Da multidão de escritores que se posicionaram contra os fanatismos em geral, religiosos em particular, poucos terão mais propriedade do que Salman Rushdie em povoar a sua coletânea de ensaios com referências à liberdade e reiteradas lembranças de quanto os artistas sofrem censura em todo o mundo.
Em agosto de 2022 pareceu que, finalmente, a ordem de assassinato lançada contra ele por um governante fundamentalista (Aiatolá Khomeini, em 1988) por considerar o seu livro “Os Versículos Satânicos” blasfemo, esteve perto de se concretizar. Rushdie foi brutalmente atacado às portas de uma conferência que faria em Nova Iorque por um jovem de ascendência libanesa - aparentemente por motivações religiosas depois de ter regressado de uma viagem ao Médio Oriente. O escritor, de 75 anos, sobreviveu, mas perdeu um olho e os movimentos de uma das mãos no processo.
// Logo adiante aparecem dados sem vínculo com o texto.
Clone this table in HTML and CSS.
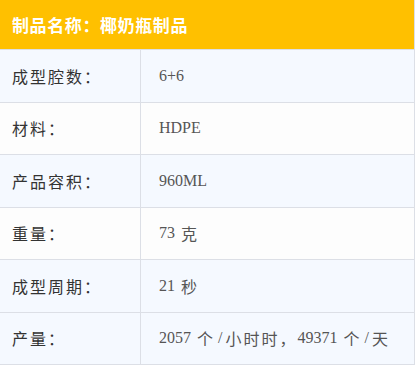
FILE: index.html
```html
<!DOCTYPE html>
<html lang="zh-CN">
<head>
<meta charset="utf-8">
<link rel="stylesheet" href="styles.css">
</head>
<body>
<div class="spec">
  <div class="spec-head">制品名称：椰奶瓶制品</div>
  <div class="spec-row alt">
    <div class="spec-label">成型腔数：</div>
    <div class="spec-value">6+6</div>
  </div>
  <div class="spec-row">
    <div class="spec-label">材料：</div>
    <div class="spec-value">HDPE</div>
  </div>
  <div class="spec-row alt">
    <div class="spec-label">产品容积：</div>
    <div class="spec-value">960ML</div>
  </div>
  <div class="spec-row">
    <div class="spec-label">重量：</div>
    <div class="spec-value">73 <span class="zh">克</span></div>
  </div>
  <div class="spec-row alt">
    <div class="spec-label">成型周期：</div>
    <div class="spec-value">21 <span class="zh">秒</span></div>
  </div>
  <div class="spec-row alt">
    <div class="spec-label">产量：</div>
    <div class="spec-value">2057 <span class="zh">个</span><span class="sl">/</span><span class="zh">小时时，</span>49371 <span class="zh">个</span><span class="sl">/</span><span class="zh">天</span></div>
  </div>
</div>
</body>
</html>
```

FILE: styles.css
```css
html, body {
  margin: 0;
  padding: 0;
  background: #ffffff;
}

.spec {
  width: 414px;
  border-right: 1px solid #dcdfe6;
  font-family: "Noto Sans CJK SC", sans-serif;
}

.spec-head {
  height: 49px;
  display: flex;
  align-items: center;
  padding-left: 12px;
  background: #ffc000;
  color: #ffffff;
  font-size: 17px;
  font-weight: bold;
  letter-spacing: 0.6px;
  border-bottom: 1px solid #dcdfe6;
}

.spec-row {
  display: grid;
  grid-template-columns: 141px 1fr;
  height: 51.5px;
  border-bottom: 1px solid #dcdfe6;
  background: #fdfdfd;
}

.spec-row.alt {
  background: #f5f9ff;
}

.spec-label {
  display: flex;
  align-items: center;
  padding-left: 12px;
  border-right: 1px solid #dcdfe6;
  color: #333333;
  font-size: 16px;
  letter-spacing: 2px;
}

.spec-value {
  display: flex;
  align-items: center;
  padding-left: 18px;
  color: #555555;
  font-family: "Liberation Serif", "Noto Sans CJK SC", serif;
  font-size: 16px;
  word-spacing: 2px;
  white-space: pre;
}

.zh {
  font-family: "Noto Sans CJK SC", sans-serif;
  letter-spacing: 2px;
}

.sl {
  padding: 0 3px;
}
```
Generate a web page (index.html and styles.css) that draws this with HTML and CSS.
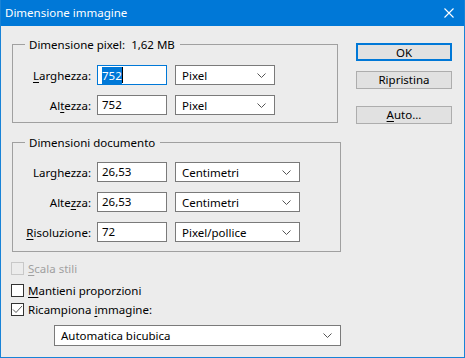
FILE: index.html
```html
<!DOCTYPE html>
<html lang="it">
<head>
  <meta charset="UTF-8" />
  <meta name="viewport" content="width=device-width, initial-scale=1.0" />
  <title>Dimensione immagine</title>
  <link rel="stylesheet" href="styles.css">
</head>
<body>
  <div class="window" role="dialog" aria-label="Dimensione immagine">
    <div class="titlebar">
      <span class="title">Dimensione immagine</span>
      <svg class="close" width="10" height="10" viewBox="0 0 10 10">
        <path d="M0.5 0.5 L9.5 9.5 M9.5 0.5 L0.5 9.5" stroke="#fff" stroke-width="1.1" fill="none" />
      </svg>
    </div>

    <div class="content">
      <div class="main">
        <fieldset class="group group-pixel">
          <legend>Dimensione pixel:&nbsp; 1,62 MB</legend>
          <div class="row">
            <label class="lbl"><u>L</u>arghezza:</label>
            <div class="field focused"><span class="selected">752</span><span class="caret"></span></div>
            <div class="select">Pixel
              <svg class="chev" width="9" height="5" viewBox="0 0 9 5"><path d="M0.5 0.5 L4.5 4.5 L8.5 0.5" stroke="#555" fill="none" /></svg>
            </div>
          </div>
          <div class="row">
            <label class="lbl">Al<u>t</u>ezza:</label>
            <div class="field">752</div>
            <div class="select">Pixel
              <svg class="chev" width="9" height="5" viewBox="0 0 9 5"><path d="M0.5 0.5 L4.5 4.5 L8.5 0.5" stroke="#555" fill="none" /></svg>
            </div>
          </div>
        </fieldset>

        <fieldset class="group group-doc">
          <legend>Dimensioni documento</legend>
          <div class="row">
            <label class="lbl">Lar<u>g</u>hezza:</label>
            <div class="field">26,53</div>
            <div class="select">Centimetri
              <svg class="chev" width="9" height="5" viewBox="0 0 9 5"><path d="M0.5 0.5 L4.5 4.5 L8.5 0.5" stroke="#555" fill="none" /></svg>
            </div>
          </div>
          <div class="row">
            <label class="lbl">Alte<u>z</u>za:</label>
            <div class="field">26,53</div>
            <div class="select">Centimetri
              <svg class="chev" width="9" height="5" viewBox="0 0 9 5"><path d="M0.5 0.5 L4.5 4.5 L8.5 0.5" stroke="#555" fill="none" /></svg>
            </div>
          </div>
          <div class="row">
            <label class="lbl"><u>R</u>isoluzione:</label>
            <div class="field">72</div>
            <div class="select">Pixel/pollice
              <svg class="chev" width="9" height="5" viewBox="0 0 9 5"><path d="M0.5 0.5 L4.5 4.5 L8.5 0.5" stroke="#555" fill="none" /></svg>
            </div>
          </div>
        </fieldset>

        <div class="check check-scale disabled">
          <span class="box"></span>
          <span><u>S</u>cala stili</span>
        </div>
        <div class="check check-keep">
          <span class="box"></span>
          <span><u>M</u>antieni proporzioni</span>
        </div>
        <div class="check check-resample">
          <span class="box">
            <svg width="11" height="11" viewBox="0 0 11 11"><path d="M1 5.5 L4 8.5 L10 2" stroke="#444" stroke-width="0.9" fill="none" /></svg>
          </span>
          <span>Ricampiona <u>i</u>mmagine:</span>
        </div>
        <div class="select select-wide">Automatica bicubica
          <svg class="chev" width="9" height="5" viewBox="0 0 9 5"><path d="M0.5 0.5 L4.5 4.5 L8.5 0.5" stroke="#555" fill="none" /></svg>
        </div>
      </div>

      <div class="buttons">
        <button class="btn btn-default">OK</button>
        <button class="btn">Ripristina</button>
        <button class="btn btn-auto"><u>A</u>uto...</button>
      </div>
    </div>
  </div>
</body>
</html>
```

FILE: styles.css
```css
* { box-sizing: border-box; }
body {
  margin: 0;
  font-family: 'Noto Sans', sans-serif;
  font-size: 11.5px;
  color: #000;
  background: #ececec;
}
u { text-decoration-thickness: 1px; text-underline-offset: 2px; }

.window {
  width: 465px;
  height: 358px;
  border: 1px solid #1883d7;
  border-top: none;
  background: #ececec;
}
.titlebar {
  height: 26px;
  background: #0078d7;
  color: #fff;
  display: flex;
  align-items: center;
  justify-content: space-between;
  padding: 0 10px 0 4px;
}
.title { line-height: 16px; }

.content {
  display: flex;
  padding: 11px 0 0 11px;
}
.main {
  width: 329px;
  display: flex;
  flex-direction: column;
}

.group {
  margin: 0;
  padding: 0 0 7px 0;
  border: 1px solid #a0a0a0;
  display: flex;
  flex-direction: column;
  gap: 10px;
}
.group legend {
  margin-left: 12px;
  padding: 0 5px 0 4px;
  line-height: 15px;
}
.group-pixel {
  width: 326px;
  padding-top: 13px;
}
.group-doc {
  width: 329px;
  margin-top: 12px;
  padding-top: 12px;
  padding-bottom: 9px;
}

.row {
  display: flex;
  align-items: center;
  height: 20px;
}
.lbl {
  width: 78px;
  text-align: right;
  margin-right: 6px;
}
.field {
  width: 70px;
  height: 20px;
  border: 1px solid #7a7a7a;
  background: #fff;
  padding: 0 4px;
  line-height: 18px;
  margin-right: 8px;
  display: flex;
  align-items: center;
}
.field.focused { border-color: #0078d7; }
.selected {
  background: #0078d7;
  color: #fff;
  line-height: 17px;
}
.caret {
  width: 1px;
  height: 16px;
  background: #000;
}

.select {
  width: 100px;
  height: 20px;
  border: 1px solid #7a7a7a;
  background: #fff;
  padding: 0 8px 0 6px;
  display: flex;
  align-items: center;
  justify-content: space-between;
}
.group-doc .select { width: 125px; }
.chev { flex: none; }

.check {
  display: flex;
  align-items: center;
  height: 17px;
  margin-left: -1px;
}
.check .box {
  width: 13px;
  height: 13px;
  border: 1px solid #333;
  background: #fff;
  margin-right: 4px;
  display: flex;
  align-items: center;
  justify-content: center;
}
.check.disabled { color: #a0a0a0; }
.check.disabled .box { border-color: #c8c8c8; background: #ececec; }
.check-scale { margin-top: 8px; }
.check-keep { margin-top: 5px; }
.check-resample { margin-top: 2px; }

.select-wide {
  width: 287px;
  height: 21px;
  margin: 7px 0 0 42px;
}

.buttons {
  display: flex;
  flex-direction: column;
  margin: 6px 0 0 15px;
}
.btn {
  width: 96px;
  height: 18px;
  padding: 0;
  font: inherit;
  color: #000;
  background: #e1e1e1;
  border: 1px solid #adadad;
  line-height: 16px;
}
.btn + .btn { margin-top: 10px; }
.btn-default { border: 2px solid #0078d7; }
.btn-auto { margin-top: 17px !important; }
```
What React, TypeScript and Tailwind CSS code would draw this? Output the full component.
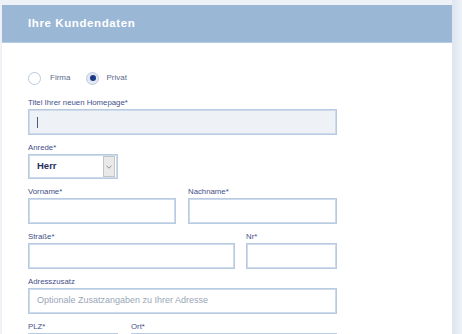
import React from "react";

const font = { fontFamily: '"Liberation Sans", Arial, sans-serif' };

function Label({ children, className = "" }: { children: React.ReactNode; className?: string }) {
  return (
    <div className={"h-[12px] flex items-end pb-[2px] text-[7.8px] leading-[8px] text-[#3f5088] " + className}>
      {children}
    </div>
  );
}

function Input({ className = "", children }: { className?: string; children?: React.ReactNode }) {
  return (
    <div
      className={
        "h-[26px] border-2 border-[#cddaeb] outline outline-1 outline-[#b9cbe1] -outline-offset-1 bg-white flex items-center " +
        className
      }
    >
      {children}
    </div>
  );
}

export default function App() {
  return (
    <div className="w-[462px] h-[334px] overflow-hidden bg-[#eef2f6] flex" style={font}>
      <div className="w-[2px] shrink-0" />
      <div className="w-[450px] shrink-0 mt-[5px] bg-white flex flex-col">
        <div className="h-[38px] shrink-0 bg-[#9bb7d6] border-b border-[#b7cce4] flex items-center pl-[26px]">
          <span className="text-white font-bold text-[11.5px] tracking-[0.6px]">Ihre Kundendaten</span>
        </div>
        <div className="pl-[26px] pt-[28px] w-[335px] flex flex-col">
          <div className="h-[14px] flex items-center text-[8px] text-[#5b6b8c]">
            <span className="w-[13px] h-[13px] rounded-full border border-[#bccadc] bg-white" />
            <span className="ml-[9px]">Firma</span>
            <span className="ml-[16px] w-[13px] h-[13px] rounded-full border border-[#bccadc] bg-[#e3eaf3] flex items-center justify-center">
              <span className="w-[6px] h-[6px] rounded-full bg-[#1c3a88]" />
            </span>
            <span className="ml-[7px]">Privat</span>
          </div>

          <div className="mt-[12px]">
            <Label>Titel Ihrer neuen Homepage*</Label>
            <Input className="!bg-[#eef2f7] pl-[7px]">
              <span className="w-[1px] h-[11px] bg-[#4a5a7a]" />
            </Input>
          </div>

          <div className="mt-[7px]">
            <Label>Anrede*</Label>
            <div className="w-[90px] h-[25px] border-2 border-[#cddaeb] outline outline-1 outline-[#b9cbe1] -outline-offset-1 bg-white flex items-center justify-between pl-[7px] pr-[1px]">
              <span className="text-[9.5px] font-bold text-[#1f2f5e]">Herr</span>
              <span className="w-[12px] h-[21px] bg-[#e9e9e9] border border-[#c6c6c6] flex items-center justify-center">
                <svg width="6" height="4" viewBox="0 0 6 4">
                  <path d="M0.5 0.8 L3 3.2 L5.5 0.8" fill="none" stroke="#8a8a8a" strokeWidth="0.9" />
                </svg>
              </span>
            </div>
          </div>

          <div className="mt-[7px] flex gap-[12px]">
            <div className="w-[148px]">
              <Label>Vorname*</Label>
              <Input />
            </div>
            <div className="w-[149px]">
              <Label>Nachname*</Label>
              <Input />
            </div>
          </div>

          <div className="mt-[7px] flex gap-[11px]">
            <div className="w-[207px]">
              <Label>Straße*</Label>
              <Input />
            </div>
            <div className="w-[91px]">
              <Label>Nr*</Label>
              <Input />
            </div>
          </div>

          <div className="mt-[7px]">
            <Label>Adresszusatz</Label>
            <Input className="pl-[7px] w-[309px]">
              <span className="text-[9px] text-[#9aa6b9]">Optionale Zusatzangaben zu Ihrer Adresse</span>
            </Input>
          </div>

          <div className="mt-[7px] flex gap-[13px]">
            <div className="w-[90px]">
              <Label>PLZ*</Label>
              <Input />
            </div>
            <div className="w-[206px]">
              <Label>Ort*</Label>
              <Input />
            </div>
          </div>
        </div>
      </div>
      <div className="w-[10px] shrink-0 bg-gradient-to-r from-[#dde5ef] to-[#eef2f7]" />
    </div>
  );
}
Neste sentido, o capítulo dedicado ao artista chinês Ai Weiwei, atualmente a viver em Portugal, é dos mais elucidativos. Em 2011 as autoridades mantiveram-no 81 dias preso sem acusação, invadiram os seus escritórios e os seus computadores foram retidos. A partir daí, Rushdie lista uma série de outros artistas vítimas de procedimentos semelhantes (ou piores) na China (num outro capítulo fala da forma como o massacre de Tiananmen foi esquecido e o seu significado distorcido pelas autoridades).
“Linguagens da Verdade” está dividido em quatro partes: na primeira, Rushdie debate-se sobre um dos grandes temas do livro – a arte de contar histórias, o facto de a necessidade que sentimos delas ser “tão grande quanto de comida”, a beleza do mundo das crianças e a tristeza dos adultos que as perdem.
“As crianças apaixonaram-se muito facilmente por histórias e viviam também em histórias, todos os dias inventavam histórias”. Quando adultos, afastam-se delas. “São pessoas tristes, devemos ter pena delas e tentar não pensar que nada mais são do que uns estúpidos filisteus falhados e enfadonhos”.
A segunda parte é especialmente dedicada aos seus favoritos - neste caso, os ocidentais. O escritor indiano criado no seio de uma família liberal e cujos estudos foram completados em Inglaterra debate-se sobre uma diversidade de autores - de Shakespeare a Cervantes.
A terceira parte é bastante heterogénea e, talvez, das mais reveladoras de toda a sua justa antipatia em relação aos fanáticos. O escritor utiliza vários textos para mencionar a PEN International (sigla de Poets, Essayists and Novelists), organização a nível mundial que defende a liberdade de expressão dos autores.
Na quarta e última parte, Rushdie introduz o leitor ocidental no mundo das letras orientais, algo que vinha fazendo parcialmente ao longo de todo o livro - revelando um verdadeiro universo de novas e aliciantes histórias.